* _Supplied material_
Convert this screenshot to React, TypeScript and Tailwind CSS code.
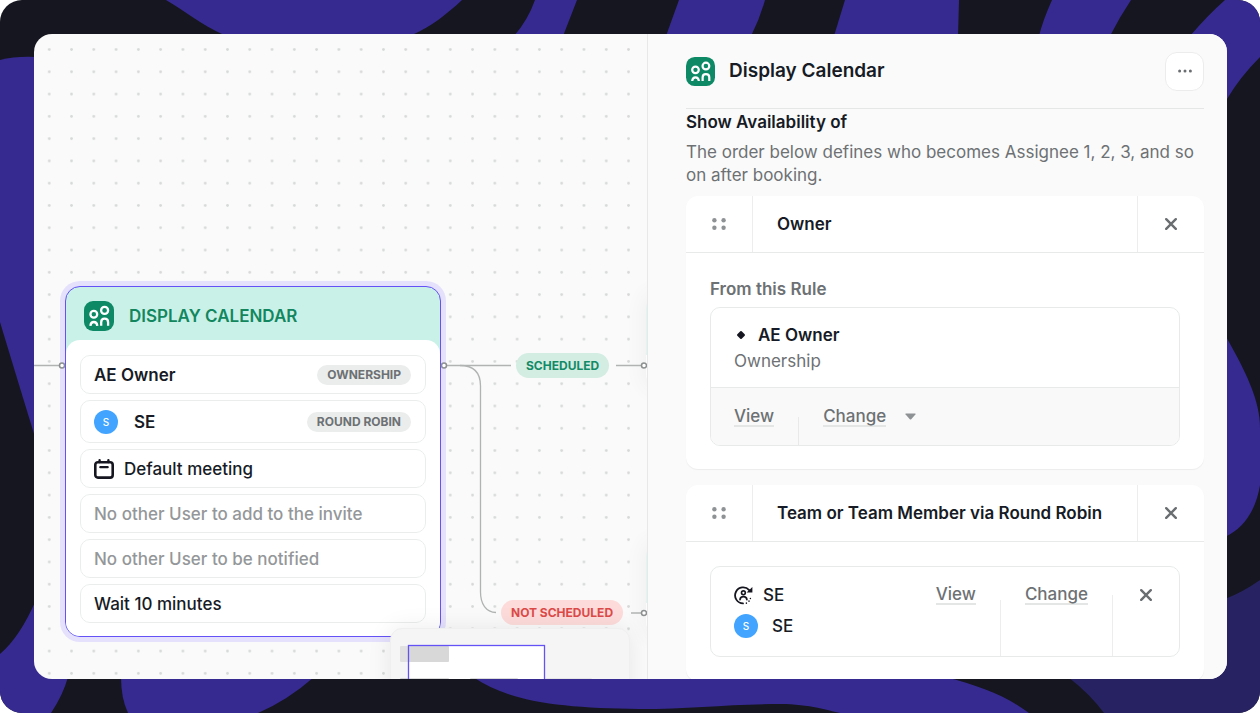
import React from 'react';

const INTER = "font-['Inter','Liberation_Sans',sans-serif]";

const BackgroundWaves: React.FC = () => (
  <svg
    className="absolute inset-0 h-full w-full"
    viewBox="0 0 1260 713"
    preserveAspectRatio="none"
    aria-hidden="true"
  >
    <rect width="1260" height="713" fill="#161620" />
    <g fill="#362a91">
      <path d="M166 0C185 11 200 24 224 35H412C432 26 447 14 462 0Z" />
      <path d="M535 0Q528 20 514 36H563L577 0Z" />
      <path d="M679 0L666 36H751Q760 18 765 0Z" />
      <path d="M845 0L834 36H958L959 0Z" />
      <path d="M1052 0Q1043 20 1039 36H1110Q1119 18 1131 0Z" />
      <path d="M1225 0Q1208 15 1190 36L1160 70L1210 123L1227 99Q1240 77 1260 57V0Z" />
      <path d="M0 60Q16 56 36 57V440Q26 408 0 322Z" />
      <path d="M0 654Q20 637 36 600L90 600L68 677Q63 695 51 713H0Z" />
      <path d="M121 677Q121 698 128 713H258Q288 700 314 677Z" />
      <path d="M473 677C510 702 560 708 640 709C690 709 730 704 780 704C810 704 830 711 840 713H1029C1005 695 980 686 945 677Z" />
      <path d="M1225 335C1245 370 1260 400 1260 428V485C1256 510 1244 528 1225 537Z" />
    </g>
    <path d="M1160 599H1225Q1243 592 1260 580V713H1104Q1090 694 1068 677Z" fill="#272262" />
  </svg>
);

const CalendarBadge: React.FC<{ className?: string }> = ({ className }) => (
  <svg className={className} viewBox="0 0 30 30" fill="none" aria-hidden="true">
    <rect width="30" height="30" rx="9" fill="#0d8965" />
    <g stroke="#fff" strokeWidth="2.3">
      <circle cx="9.8" cy="13.3" r="3.4" />
      <circle cx="20.6" cy="9.4" r="3.5" />
      <path d="M6.4 24.8C6.6 22.4 7.8 21 9.8 21S13.1 22.4 13.3 24.8" />
      <path d="M17.2 24.8V21.2C17.2 19 18.6 17.7 20.6 17.7S24.1 19 24.1 21.2V24.8" />
    </g>
  </svg>
);

const MeetingIcon: React.FC = () => (
  <svg className="h-5 w-5" viewBox="0 0 20 20" fill="none" stroke="#161620" strokeLinecap="round" aria-hidden="true">
    <rect x="1.3" y="3.2" width="17.4" height="15.4" rx="2.6" strokeWidth="2.6" />
    <path d="M5.6 1.2V3M14.4 1.2V3" strokeWidth="2.4" />
    <path d="M6.3 8.2H13.7" strokeWidth="2.2" />
  </svg>
);

const RoundRobinIcon: React.FC = () => (
  <svg className="h-[19px] w-[19px]" viewBox="0 0 19 19" fill="none" stroke="#161620" aria-hidden="true">
    <path d="M15.2 4.2A8 8 0 1 0 9 17.4" strokeWidth="1.8" strokeLinecap="round" />
    <path d="M18.4 1V6.4H12.6Z" fill="#161620" stroke="none" />
    <circle cx="9.4" cy="6.8" r="1.9" strokeWidth="1.6" />
    <path d="M6 13.6C6.2 11.6 7.4 10.7 9.4 10.7S12.7 11.6 12.9 13.6" strokeWidth="1.7" strokeLinecap="round" />
    <path d="M12.4 17.1V17.2M15 15.1V15.2M16.4 12.4V12.5" strokeWidth="1.5" strokeLinecap="round" />
  </svg>
);

const CloseIcon: React.FC = () => (
  <svg className="h-3 w-3" viewBox="0 0 12 12" stroke="#6a6e71" strokeWidth="2.4" strokeLinecap="round" aria-hidden="true">
    <path d="M1.2 1.2L10.8 10.8M10.8 1.2L1.2 10.8" />
  </svg>
);

const GripIcon: React.FC = () => (
  <svg className="h-3 w-[14px]" viewBox="0 0 14 12" fill="#8f9295" aria-hidden="true">
    <circle cx="2.4" cy="2.2" r="2.2" />
    <circle cx="11.6" cy="2.2" r="2.2" />
    <circle cx="2.4" cy="9.8" r="2.2" />
    <circle cx="11.6" cy="9.8" r="2.2" />
  </svg>
);

const Avatar: React.FC = () => (
  <span className="flex h-6 w-6 shrink-0 items-center justify-center rounded-full bg-[#42a4ff] text-[10px] font-medium text-white">
    S
  </span>
);

const Tag: React.FC<{ children: React.ReactNode }> = ({ children }) => (
  <span className="ml-auto flex h-5 items-center rounded-full bg-[#ebedec] px-[10px] text-[12px] font-bold text-[#6d7174]">
    {children}
  </span>
);

const rowClass = 'flex h-[39px] shrink-0 items-center rounded-[10px] border border-[#ebeded] pl-[13px] pr-[14px]';

const CalendarNode: React.FC = () => (
  <section className="absolute left-[31px] top-[252px] w-[376px] overflow-hidden rounded-[15px] border border-[#6552f6] bg-[#caf1e8] text-[17px] font-medium leading-6 text-[#161b25] ring-5 ring-[#e5e1fc]">
    <header className="flex h-[53px] items-center gap-[15px] px-[18px] pt-1">
      <CalendarBadge className="h-[30px] w-[30px]" />
      <h2 className="font-semibold text-[#12875f]">DISPLAY CALENDAR</h2>
    </header>
    <div className="flex flex-col gap-[6px] rounded-t-[14px] bg-white px-[14px] pb-[13px] pt-[15px]">
      <div className={rowClass}>
        <span className="font-semibold">AE Owner</span>
        <Tag>OWNERSHIP</Tag>
      </div>
      <div className="flex h-[43px] shrink-0 items-center gap-4 rounded-[10px] border border-[#ebeded] pl-[13px] pr-[14px]">
        <Avatar />
        <span className="font-semibold">SE</span>
        <Tag>ROUND ROBIN</Tag>
      </div>
      <div className={`${rowClass} gap-[10px]`}>
        <MeetingIcon />
        <span>Default meeting</span>
      </div>
      <div className={`${rowClass} text-[#949799]`}>No other User to add to the invite</div>
      <div className={`${rowClass} text-[#949799]`}>No other User to be notified</div>
      <div className={rowClass}>Wait 10 minutes</div>
    </div>
  </section>
);

const handles = [
  { x: 28, y: 331.5 },
  { x: 410, y: 331.5 },
  { x: 610, y: 331.5 },
  { x: 610, y: 579 },
];

const MiniMap: React.FC = () => (
  <div className="absolute left-[356px] top-[594px] h-[160px] w-[240px] rounded-xl border border-[#efefef] bg-[#f5f5f5] shadow-[0_0_24px_rgba(20,20,40,0.08)]">
    <svg className="h-full w-full" viewBox="0 0 238 158" aria-hidden="true">
      <rect x="17.5" y="16.5" width="136" height="90" fill="#fff" />
      <g fill="#000" fillOpacity="0.14">
        <rect x="9" y="17" width="49" height="16" rx="1" fillOpacity="0.08" />
        <rect x="17" y="17" width="41" height="16" rx="1" fillOpacity="0.08" />
        <rect x="9" y="49" width="49" height="16" rx="1" />
        <rect x="79" y="49" width="48" height="16" rx="1" />
        <rect x="154" y="49" width="47" height="16" rx="1" fillOpacity="0.06" />
      </g>
      <rect x="17.5" y="16.5" width="136" height="90" fill="none" stroke="#6552f6" strokeWidth="1.3" />
    </svg>
  </div>
);

const FlowCanvas: React.FC = () => (
  <div className="relative overflow-hidden">
    <svg className="absolute inset-0 h-full w-full" aria-hidden="true">
      <defs>
        <pattern id="dots" x="4.1" y="4.4" width="22.28" height="22.28" patternUnits="userSpaceOnUse">
          <circle cx="11.14" cy="11.14" r="1.4" fill="#d7d9d9" />
        </pattern>
      </defs>
      <rect width="100%" height="100%" fill="url(#dots)" />
    </svg>

    <div className="absolute left-[612px] top-[259px] h-24 w-40 overflow-hidden rounded-[15px] bg-white opacity-50 shadow-[0_0_20px_rgba(20,20,40,0.1)]">
      <div className="h-[62px] bg-[#caf1e8]" />
    </div>
    <div className="absolute left-[612px] top-[507px] h-24 w-40 overflow-hidden rounded-[15px] bg-white opacity-50 shadow-[0_0_20px_rgba(20,20,40,0.1)]">
      <div className="h-[62px] bg-[#caf1e8]" />
    </div>

    <CalendarNode />

    <svg className="absolute inset-0 h-full w-full" fill="none" stroke="#b1b3b3" strokeWidth="1.3" aria-hidden="true">
      <path d="M0 331.5H25M413 331.5H477M582 331.5H607M597 579H607" />
      <path d="M426 331.5C440 331.5 446.5 338 446.5 352V558C446.5 570 452 578 462 578.5" />
      {handles.map((h) => (
        <circle key={`${h.x}-${h.y}`} cx={h.x} cy={h.y} r="2.5" fill="#fff" stroke="#8d9090" strokeWidth="1.5" />
      ))}
    </svg>

    <span className="absolute left-[482px] top-[319px] flex h-[25px] items-center rounded-full bg-[#d3ede3] px-[10px] text-[12px] font-bold text-[#138a66]">
      SCHEDULED
    </span>
    <span className="absolute left-[467px] top-[566px] flex h-[25px] items-center rounded-full bg-[#fddbda] px-[10px] text-[12px] font-bold text-[#dc4a48]">
      NOT SCHEDULED
    </span>

    <MiniMap />
  </div>
);

interface AssigneeCardProps {
  title: string;
  children: React.ReactNode;
}

const AssigneeCard: React.FC<AssigneeCardProps> = ({ title, children }) => (
  <section className="mb-4 shrink-0 rounded-xl bg-white shadow-[0_1px_1px_rgba(20,20,40,0.06)]">
    <header className="flex h-[57px] border-b border-[#e8e9e9]">
      <button type="button" aria-label="Reorder" className="flex w-[67px] items-center justify-center border-r border-[#ededed]">
        <GripIcon />
      </button>
      <h4 className="flex flex-1 items-center px-6 pt-[2px] font-semibold">{title}</h4>
      <button type="button" aria-label="Remove" className="flex w-[67px] items-center justify-center border-l border-[#ededed]">
        <CloseIcon />
      </button>
    </header>
    {children}
  </section>
);

const linkClass = 'border-b-2 border-[#e3e6e5] text-[17px] font-medium leading-[18px] text-[#6d7174]';

const Sidebar: React.FC = () => (
  <aside className="flex flex-col overflow-hidden border-l border-[#e8e8e8] bg-[#fafafa] pl-[38px] pr-[23px] text-[17px] text-[#161b25]">
    <header className="flex h-[75px] shrink-0 items-center border-b border-[#e5e6e6]">
      <CalendarBadge className="h-[29px] w-[29px]" />
      <h1 className="ml-[14px] text-[19px] font-semibold">Display Calendar</h1>
      <button
        type="button"
        aria-label="More options"
        className="ml-auto flex h-[39px] w-[39px] items-center justify-center rounded-xl border border-[#ececec] bg-white"
      >
        <svg className="h-1 w-[14px]" viewBox="0 0 14 4" fill="#6a6e71" aria-hidden="true">
          <circle cx="1.6" cy="2" r="1.5" />
          <circle cx="7" cy="2" r="1.5" />
          <circle cx="12.4" cy="2" r="1.5" />
        </svg>
      </button>
    </header>

    <h3 className="mt-[1px] shrink-0 font-semibold leading-6">Show Availability of</h3>
    <p className="mb-[9px] mt-[7px] shrink-0 leading-[23px] text-[#6d7174]">
      The order below defines who becomes Assignee 1, 2, 3, and so on after booking.
    </p>

    <AssigneeCard title="Owner">
      <div className="px-6 pb-[23px] pt-6">
        <h5 className="font-semibold leading-6 text-[#6d7174]">From this Rule</h5>
        <div className="mt-[6px] overflow-hidden rounded-[10px] border border-[#e8eaea]">
          <div className="h-20 border-b border-[#e8eaea] px-[23px] pt-[14px] leading-[26px]">
            <div className="flex items-center gap-3 font-semibold">
              <svg className="ml-[2px] h-[10px] w-[10px]" viewBox="0 0 10 10" fill="#161620" aria-hidden="true">
                <rect x="1.9" y="1.9" width="6.2" height="6.2" rx="1" transform="rotate(45 5 5)" />
              </svg>
              AE Owner
            </div>
            <div className="text-[#6d7174]">Ownership</div>
          </div>
          <div className="flex h-[57px] items-center bg-[#f9f9f9] pl-[23px]">
            <a href="#view" className={linkClass}>View</a>
            <span className="ml-6 mr-6 h-7 w-px self-end bg-[#e8eaea]" />
            <a href="#change" className={linkClass}>Change</a>
            <svg className="ml-[19px] h-[7px] w-[11px]" viewBox="0 0 11 7" fill="#8f9295" aria-hidden="true">
              <path d="M1 .5H10Q11 .7 10.4 1.6L6.2 6.2Q5.5 6.8 4.8 6.2L.6 1.6Q0 .7 1 .5Z" />
            </svg>
          </div>
        </div>
      </div>
    </AssigneeCard>

    <AssigneeCard title="Team or Team Member via Round Robin">
      <div className="p-6">
        <div className="flex h-[91px] rounded-[10px] border border-[#e8eaea] pl-[23px]">
          <div className="flex flex-1 flex-col gap-[7px] pt-4 font-medium leading-6">
            <div className="flex items-center gap-[10px]">
              <RoundRobinIcon />
              SE
            </div>
            <div className="flex items-center gap-[14px]">
              <Avatar />
              SE
            </div>
          </div>
          <div className="flex items-start pr-6 pt-[18px]">
            <a href="#view-team" className={linkClass}>View</a>
          </div>
          <span className="h-14 w-px self-end bg-[#ededed]" />
          <div className="flex items-start px-6 pt-[18px]">
            <a href="#change-team" className={linkClass}>Change</a>
          </div>
          <span className="h-[61px] w-px self-end bg-[#ededed]" />
          <button type="button" aria-label="Remove team" className="flex h-14 w-[66px] items-center justify-center">
            <CloseIcon />
          </button>
        </div>
      </div>
    </AssigneeCard>
  </aside>
);

export default function App() {
  return (
    <div className={`relative h-screen overflow-hidden rounded-[22px] p-[34px] pr-[33px] ${INTER}`}>
      <BackgroundWaves />
      <main className="relative grid h-full grid-cols-[613fr_580fr] grid-rows-[minmax(0,1fr)] overflow-hidden rounded-[18px] bg-[#fafafa]">
        <FlowCanvas />
        <Sidebar />
      </main>
    </div>
  );
}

* _Problem details_
Return only the number of lines in the data that contain "this".

* _Problem solution_
2